From as young as I can remember, my Pops (aka ClarkGriswold) would take us hiking in the woods where we could explore, whistle with the birds (he’ll have tough competition in NZ), determine proper scat identification, and hug trees. He was the one taking photos of the flowers: little bluebells, pink lady slippers, lilacs or the fresh dew on the tree leaves. Occasionally, if we were extra quiet, maybe a photo op with a deer (before “selfies” or “ussies” were that cool). And at night, my dad often reminded us to look up at the sky and imagine what might be out there. He put into perspective how teeny, tiny, small we are in comparison to the light of the stars and moon.
I just came back from a trip to the USA to see family and I learned that my father’s favorite tree is a White Pine, which pretty much sums up my dad’s character quite well. The Iroquois in North America refer to the White Pine as the “tree of peace” due to a Peacemaker telling all the warriors to bury their weapons under a planted White Pine. A very tall and tough tree, I’ve also heard it is the symbol of wisdom and longevity. 
A sturdy White Pine
My dad also loves grey wolves and has perfected their howl. The Native American symbolism that I’m aware of, and forgive me for not doing my research, is that the grey wolf represents a deep connection with your intuition. Again, I think this sums up my dad pretty well. He’s always been a quiet, humble, and private (he will probably be embarrassed by this post) man. Some might say he’s shy or an introvert, but he’s always been someone who honors his instincts, stands up for his rights if necessary (someone has to chase the chipmunks out of the garage!), and allows forgiveness where there sometimes should be none.

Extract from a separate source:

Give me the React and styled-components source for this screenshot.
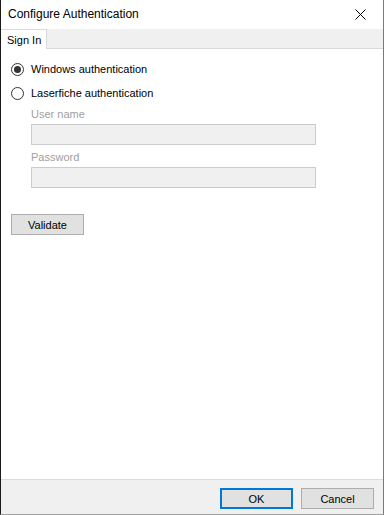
import React from "react";
import styled, { createGlobalStyle } from "styled-components";

const GlobalStyle = createGlobalStyle`
    html, body {
        margin: 0;
        padding: 0;
        background: #ffffff;
    }
    * {
        box-sizing: border-box;
    }
`;

function Dialog() {
    return (
        <Window>
            <TitleBar>
                <Title>Configure Authentication</Title>
                <CloseButton aria-label="Close">
                    <svg width="11" height="11" viewBox="0 0 11 11">
                        <path d="M0.5 0.5 L10.5 10.5 M10.5 0.5 L0.5 10.5" stroke="#000" strokeWidth="1" fill="none" />
                    </svg>
                </CloseButton>
            </TitleBar>
            <TabStrip>
                <Tab $active>Sign In</Tab>
            </TabStrip>
            <Content>
                <RadioRow>
                    <Radio $checked />
                    <RadioLabel>Windows authentication</RadioLabel>
                </RadioRow>
                <RadioRow>
                    <Radio />
                    <RadioLabel>Laserfiche authentication</RadioLabel>
                </RadioRow>
                <Fields>
                    <FieldLabel>User name</FieldLabel>
                    <TextBox disabled />
                    <FieldLabel>Password</FieldLabel>
                    <TextBox disabled type="password" />
                </Fields>
                <Button $width={73}>Validate</Button>
            </Content>
            <Footer>
                <Button $width={73} $primary>OK</Button>
                <Button $width={73}>Cancel</Button>
            </Footer>
        </Window>
    );
}

export default function App() {
    return (
        <>
            <GlobalStyle />
            <Dialog />
        </>
    );
}

const Window = styled.div`
    width: 384px;
    height: 515px;
    display: flex;
    flex-direction: column;
    background: #ffffff;
    border-left: 1px solid #1a1a1a;
    border-right: 1px solid #7a7a7a;
    border-bottom: 1px solid #a0a0a0;
    font-family: "Liberation Sans", Arial, sans-serif;
    font-size: 11px;
    color: #000;
`;

const TitleBar = styled.div`
    height: 29px;
    display: flex;
    align-items: center;
    justify-content: space-between;
    padding: 0 0 0 7px;
`;

const Title = styled.div`
    font-size: 12px;
    margin-top: -2px;
`;

const CloseButton = styled.div`
    width: 46px;
    height: 29px;
    display: flex;
    align-items: center;
    justify-content: center;
    margin-top: -1px;
`;

const TabStrip = styled.div`
    height: 20px;
    display: flex;
    align-items: flex-end;
    background: #f0f0f0;
    border-bottom: 1px solid #d9d9d9;
`;

const Tab = styled.div`
    height: 20px;
    margin-bottom: -1px;
    padding: 4px 0 0 6px;
    width: 46px;
    white-space: nowrap;
    background: ${(p) => (p.$active ? "#ffffff" : "#f0f0f0")};
    border-right: 1px solid #d9d9d9;
    border-top: 1px solid #d9d9d9;
    font-size: 11px;
    line-height: 13px;
`;

const Content = styled.div`
    flex: 1;
    padding: 12px 0 0 10px;
    display: flex;
    flex-direction: column;
    align-items: flex-start;
`;

const RadioRow = styled.div`
    display: flex;
    align-items: center;
    gap: 7px;
    height: 16px;
    margin-bottom: 8px;
`;

const Radio = styled.span`
    width: 13px;
    height: 13px;
    border-radius: 50%;
    border: 1px solid #333;
    background: #fff;
    position: relative;
    &::after {
        content: "";
        display: ${(p) => (p.$checked ? "block" : "none")};
        position: absolute;
        left: 2px;
        top: 2px;
        width: 7px;
        height: 7px;
        border-radius: 50%;
        background: #333;
    }
`;

const RadioLabel = styled.span`
    font-size: 11px;
`;

const Fields = styled.div`
    display: flex;
    flex-direction: column;
    padding-left: 20px;
    margin-top: -1px;
`;

const FieldLabel = styled.div`
    color: #a0a0a0;
    font-size: 11px;
    height: 13px;
    margin-bottom: 3px;
`;

const TextBox = styled.input`
    width: 285px;
    height: 21px;
    background: #f0f0f0;
    border: 1px solid #cccccc;
    margin: 0 0 6px 0;
    padding: 0;
    outline: none;
`;

const Button = styled.button`
    width: ${(p) => p.$width}px;
    height: 21px;
    padding: 0;
    background: #e1e1e1;
    border: ${(p) => (p.$primary ? "2px solid #0078d7" : "1px solid #adadad")};
    font-family: "Liberation Sans", Arial, sans-serif;
    font-size: 11px;
    color: #000;
    margin-top: 20px;
`;

const Footer = styled.div`
    height: 35px;
    background: #f0f0f0;
    border-top: 1px solid #dcdcdc;
    display: flex;
    justify-content: flex-end;
    align-items: flex-start;
    gap: 8px;
    padding: 8px 9px 0 0;
    & > button {
        margin-top: 0;
    }
`;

This is just a glimpse of the bravery and gratitude that my father has passed on to me…  and now to his grandson.
So while I was listening to Dr. Goodall lecture about finding unity with the heart and the mind, I couldn’t help but to think of my dad’s compassion for all living things. And don’t worry, Dad. I’m not putting you on a pedestal. I’ve never searched for perfection from anyone. Except when playing with Barbies.
I’m very fortunate to have the relationship I have with my padre. He is my political sounding board, my music-enthusiast, my movie-watching buddy (gotta love the Back to the Future Trilogy, right?!), my camp fire supervisor, my museum-hopping seeker, my editor and my teacher, and now… he is my quiet, wise guide and my reminder of finding peace within this jungle of life. 
Lake Itasca through the Pines
I just had to say it.
And of course, he’s always cool rockin’.